Blog Posts 68, 123, 130, and 140 explain how late bedtimes harm your child.


  1. Dr. Marc, I hope you can help! My son is 5.5 months (6 months on 1/21). He has always been a good sleeper and for several weeks was sleeping 12-13 hour stretches with one, sometimes two wake-ups for feeds (he is breastfed). After the holidays, everything changed. He wakes up frequently – sometimes as often as on the hour – and he is quickly soothed with his pacifier, but keeps waking up. Since the holidays we decreased him from 4 naps to 3 and extended his day sleeps so that his first nap is ~2 hours after he wakes, and we try to add 10 mins to each wake window.

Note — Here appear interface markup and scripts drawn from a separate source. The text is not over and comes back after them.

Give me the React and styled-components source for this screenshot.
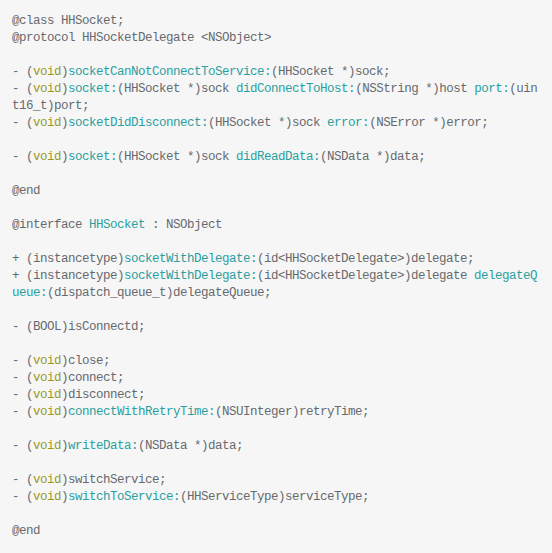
import styled, { createGlobalStyle } from "styled-components";

const Global = createGlobalStyle`
  html, body { margin: 0; padding: 0; background: #f6f6f6; }
`;

const V = "void";
const lines = [
  [["p", "@class HHSocket;"]],
  [["p", "@protocol HHSocketDelegate <NSObject>"]],
  [],
  [["p", "- ("], ["k", V], ["p", ")"], ["f", "socketCanNotConnectToService:"], ["p", "(HHSocket *)sock;"]],
  [["p", "- ("], ["k", V], ["p", ")"], ["f", "socket:"], ["p", "(HHSocket *)sock "], ["f", "didConnectToHost:"], ["p", "(NSString *)host "], ["f", "port:"], ["p", "(uin"]],
  [["p", "t16_t)port;"]],
  [["p", "- ("], ["k", V], ["p", ")"], ["f", "socketDidDisconnect:"], ["p", "(HHSocket *)sock "], ["f", "error:"], ["p", "(NSError *)error;"]],
  [],
  [["p", "- ("], ["k", V], ["p", ")"], ["f", "socket:"], ["p", "(HHSocket *)sock "], ["f", "didReadData:"], ["p", "(NSData *)data;"]],
  [],
  [["p", "@end"]],
  [],
  [["p", "@interface "], ["f", "HHSocket"], ["p", " : NSObject"]],
  [],
  [["p", "+ (instancetype)"], ["f", "socketWithDelegate:"], ["p", "(id<HHSocketDelegate>)delegate;"]],
  [["p", "+ (instancetype)"], ["f", "socketWithDelegate:"], ["p", "(id<HHSocketDelegate>)delegate "], ["f", "delegateQ"]],
  [["f", "ueue:"], ["p", "(dispatch_queue_t)delegateQueue;"]],
  [],
  [["p", "- (BOOL)isConnectd;"]],
  [],
  [["p", "- ("], ["k", V], ["p", ")close;"]],
  [["p", "- ("], ["k", V], ["p", ")connect;"]],
  [["p", "- ("], ["k", V], ["p", ")disconnect;"]],
  [["p", "- ("], ["k", V], ["p", ")"], ["f", "connectWithRetryTime:"], ["p", "(NSUInteger)retryTime;"]],
  [],
  [["p", "- ("], ["k", V], ["p", ")"], ["f", "writeData:"], ["p", "(NSData *)data;"]],
  [],
  [["p", "- ("], ["k", V], ["p", ")switchService;"]],
  [["p", "- ("], ["k", V], ["p", ")"], ["f", "switchToService:"], ["p", "(HHServiceType)serviceType;"]],
  [],
  [["p", "@end"]],
];

const colors = { p: "#666a6e", k: "#999a1f", f: "#2b9f9f" };

const CodeBlock = styled.pre`
  margin: 0;
  box-sizing: border-box;
  width: 552px;
  min-height: 553px;
  padding: 13px 12px 16px 12px;
  background: #f6f6f6;
  font-family: "Liberation Mono", "DejaVu Sans Mono", monospace;
  font-size: 12.5px;
  letter-spacing: -0.5px;
  line-height: 17px;
  color: #666a6e;
`;

const Line = styled.div`
  height: 17px;
  white-space: pre;
`;

const Token = styled.span`
  color: ${(p) => colors[p.$kind]};
`;

const App = () => (
  <>
    <Global />
    <CodeBlock>
      {lines.map((line, i) => (
        <Line key={i}>
          {line.map(([kind, text], j) => (
            <Token key={j} $kind={kind}>
              {text}
            </Token>
          ))}
        </Line>
      ))}
    </CodeBlock>
  </>
);

export default App;
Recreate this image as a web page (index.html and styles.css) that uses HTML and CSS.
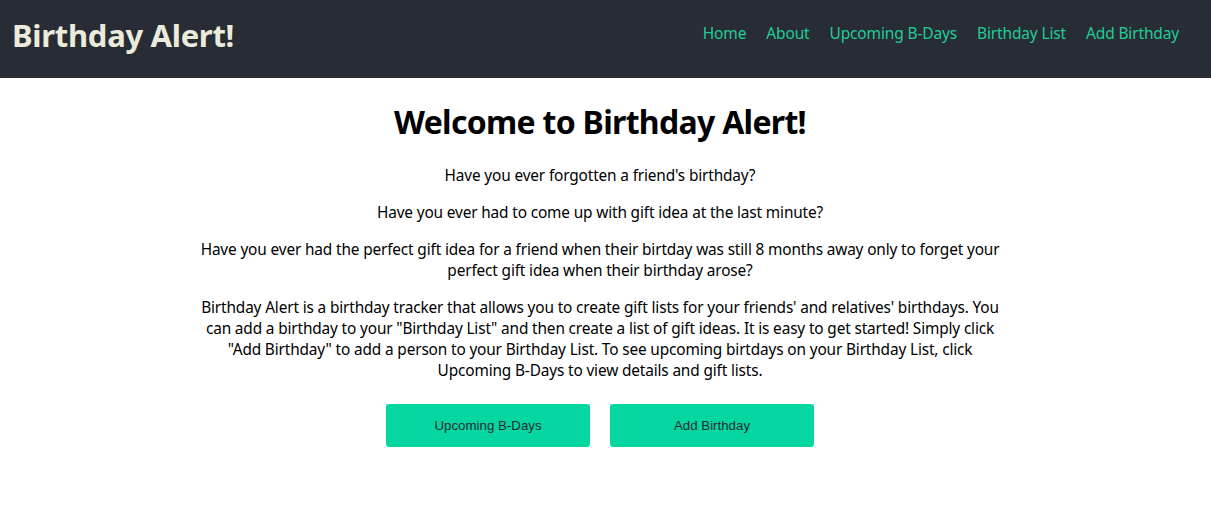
FILE: index.html
```html
<!DOCTYPE html>
<html lang="en">
<head>
<meta charset="utf-8">
<title>Birthday Alert!</title>
<link rel="stylesheet" href="styles.css">
</head>
<body>
<header class="topbar">
  <div class="brand">Birthday Alert!</div>
  <nav class="nav">
    <a href="#">Home</a>
    <a href="#">About</a>
    <a href="#">Upcoming B-Days</a>
    <a href="#">Birthday List</a>
    <a href="#">Add Birthday</a>
  </nav>
</header>
<div class="page">
  <main class="home">
    <h1 class="title">Welcome to Birthday Alert!</h1>
    <p>Have you ever forgotten a friend's birthday?</p>
    <p>Have you ever had to come up with gift idea at the last minute?</p>
    <p>Have you ever had the perfect gift idea for a friend when their birtday was still 8 months away only to forget your perfect gift idea when their birthday arose?</p>
    <p>Birthday Alert is a birthday tracker that allows you to create gift lists for your friends' and relatives' birthdays. You can add a birthday to your "Birthday List" and then create a list of gift ideas. It is easy to get started! Simply click "Add Birthday" to add a person to your Birthday List. To see upcoming birtdays on your Birthday List, click Upcoming B-Days to view details and gift lists.</p>
    <div class="actions">
      <button class="btn">Upcoming B-Days</button>
      <button class="btn">Add Birthday</button>
    </div>
  </main>
</div>
</body>
</html>
```

FILE: styles.css
```css
html, body {
  margin: 0;
  padding: 0;
  background: #ffffff;
}
body {
  font-family: "Noto Sans", "Open Sans", sans-serif;
  color: #000;
}
.topbar {
  height: 78px;
  background: #282c34;
  display: flex;
  align-items: center;
  justify-content: space-between;
  padding: 0 32px 0 12px;
  box-sizing: border-box;
}
.brand {
  color: #ebebdc;
  font-size: 31px;
  font-weight: 700;
  letter-spacing: -0.3px;
  margin-top: -8px;
}
.nav {
  display: flex;
  gap: 20px;
  margin-top: -13px;
}
.nav a {
  color: #1fcc94;
  text-decoration: none;
  font-size: 15.5px;
  letter-spacing: -0.15px;
}
.page {
  padding-right: 11px;
}
.home {
  max-width: 806px;
  margin: 0 auto;
  text-align: center;
}
.title {
  font-size: 32px;
  font-weight: 700;
  line-height: 43px;
  margin: 22px 0 22px;
  letter-spacing: -0.7px;
}
.home p {
  font-size: 15.4px;
  line-height: 21px;
  margin: 16px 0;
  letter-spacing: -0.15px;
}
.actions {
  display: flex;
  justify-content: center;
  gap: 20px;
  margin-top: 23px;
}
.btn {
  width: 204px;
  height: 43px;
  border: none;
  border-radius: 3px;
  background: #06d6a0;
  color: #282c34;
  font-family: "Liberation Sans", Arial, sans-serif;
  font-size: 13.3px;
}
```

His naps are slowly extending but are still as short as 30 mins and very occasionally over one hour long. Is this a sleep regression? How can we help him get back on track? Thank you for your help!!

    1. Please read the sections in my book on teething, wake windows, and sleep regression to fully appreciate why these are all bogus concepts. Please describe a typical schedule of naps and bedtimes. Have you read the age-appropriate section of my book?

      1. I did read the age-appropriate section of your book, yes, but am still not sure what is best because if I watch my child and not the clock then I’m putting him to bed more frequently than appears to be recommended because he always looks so tired at the 90-135 min. mark.

        Here is a typical schedule though it varies depending on nap times:

        Wake around 7am
        Nap 1 at 9am typically to 945 am
        Nap 2 around noon typically to 1245pm
        Nap 3 at 3pm typically to 345 pm
        Bedtime around 7pm

        I wonder if he is in need of the “Reset” that you describe in box #4 of blog post 140.

          1. He slows down. He is sometimes fussy and cries, but mostly just gets quiet and low energy around that time. If we do interact with him he might “wake up” a bit and engage, but if we were to leave him alone he’d just sit quietly or start to fuss.

          2. Your description tells you that his sleep tank is near empty (“slows down”, “gets quiet and low energy”, “sits quietly”) or empty (“sometimes fussy”, “starts to fuss”) because the falling asleep time is too late. Read the section on cumulative sleepiness to understand why this causes disturbed night sleep and review drowsy signs to determine when an earlier falling asleep time is best for your son. Does this help?

  2. Oh – a few other things – he is teething (has 1.5 erupted through so far). On 12/31 he had a terrible night of sleep, as his grandparents were watching him and bedtime was off and he couldn’t settle the rest of the night. On 1/1 he had a full 13 hours with one wakeup, but since then it’s been terrible. And the last thing to note is that he shows drowsy signs very early which is why he was still on 4 naps until recently. He seems to have a high sleep need for his age.

  3. Hi Dr. Weissbluth,

    We’ve been following your books and recommendations to help our son sleep since he’s a newborn. He is 27 months old and sleeps 11 hours solid at night, and takes a 2.5-3 hour nap during the middle of the day. One of the potty training method recommended to us is based on the book by a potty training expert named Jamie Glowacki. With regards to night potty training she recommends fluid restriction few hours prior to sleep, and waking up the toddler 2 times a night to prompt them to pee (until you figure out their night time pee schedule, then go down to 1 time, etc.). Our concern obviously is would this lead to habitual night time waking and sleep debt due to sleep interruptions? If this is indeed not a great approach from your experience, do you have some other recommendation for potty training at night (when day time potty training is completed)? Thank you kindly for your expertise.

    1. Sleep is essential for brain development.
      Toilet training was part of my 40 years pediatric practice: Nobody ever suggested fluid restriction. Opinions and claims, even by ‘experts’ without evidence should be ignored.